Hopefully, he'll be able to bust 'em out to greater effect to boost the Lakers' second-worst second unit.
Give Steve Blake some credit. He may be overmatched going against the NBA's best point guards night after night and doesn't always look good doing it.
But, in his defense, he's held his own in Steve Nash's stead much better than most expected. Blake isn't shooting well from the field overall (.346), but has more than held his own from three (.438) while contributing 3.6 assists.
To be sure, the bar has been set low for Steve ever since he stunk it up in a Lakers uniform upon arrival in 2010. And he knocked down just 2-of-8 three-point attempts in Wednesday's clunker in Salt Lake City.
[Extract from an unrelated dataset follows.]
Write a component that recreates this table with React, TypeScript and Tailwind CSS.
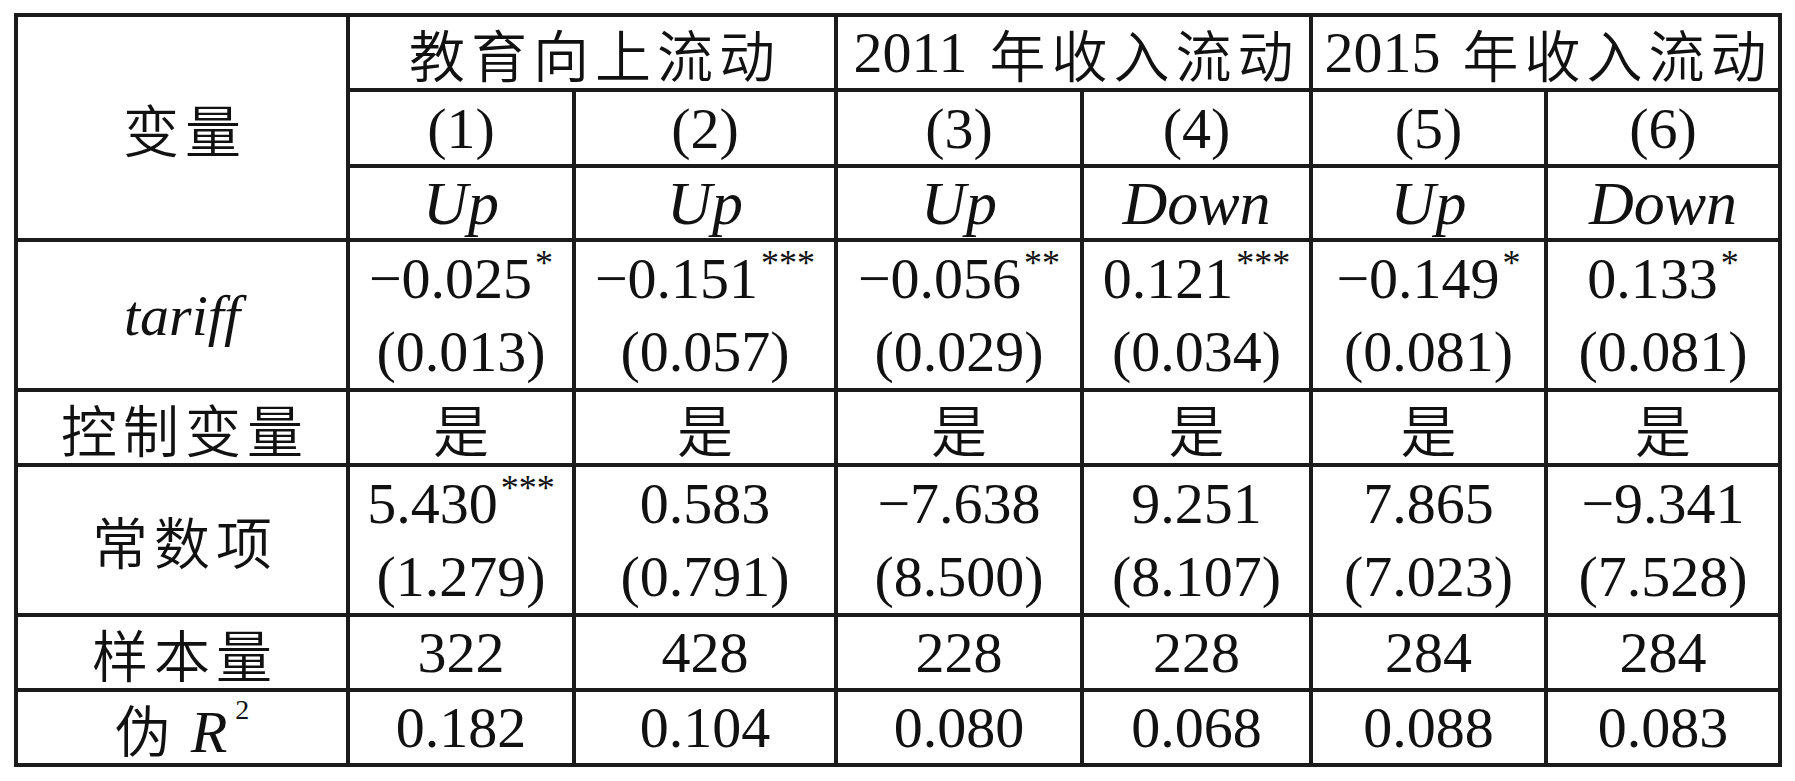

Once Nash returns, though, the Lakers needn't ask him to do anything more than spell his All-Star sparring partner and keep opposing defenses honest with his outside shooting from time to time.
All of that should be right in Blake's wheelhouse.
As far as scoring is concerned, anything the Lakers can get out of the rest of their reserves is a plus.
Jordan Hill is a fantastic energy guy who can crash the board, but should have his offensive output restricted to putbacks, alley-oops and easy layups and dunks.
As opposed to his current proclivity for mid-range masonry.
Devin Ebanks doesn't just look like Trevor Ariza; he shoots like him too, which isn't a good thing and hasn't been since the 2009 NBA Finals.
Darius Morris tends to run around on the court like a headless chicken, as if he's still trying to weave his way through traffic in the Big Ten.
Which is to say, he'd probably be better served getting some seasoning with the D-Fenders of the D-League.
The only real quibble with Mike Brown's bench rotation, to this point, concerns Jodie Meeks. The Lakers brought him in for his three-point marksmanship, which he hasn't had a chance to show off. To date, Meeks has played in just three of LA's five games and seen a total of 22 minutes of playing time in those three.
That's disconcerting, if not downright unacceptable, considering how heavy Kobe's minutes have been in the early going. The least Mike Brown could do is lighten Bryant's load for Meeks' sake.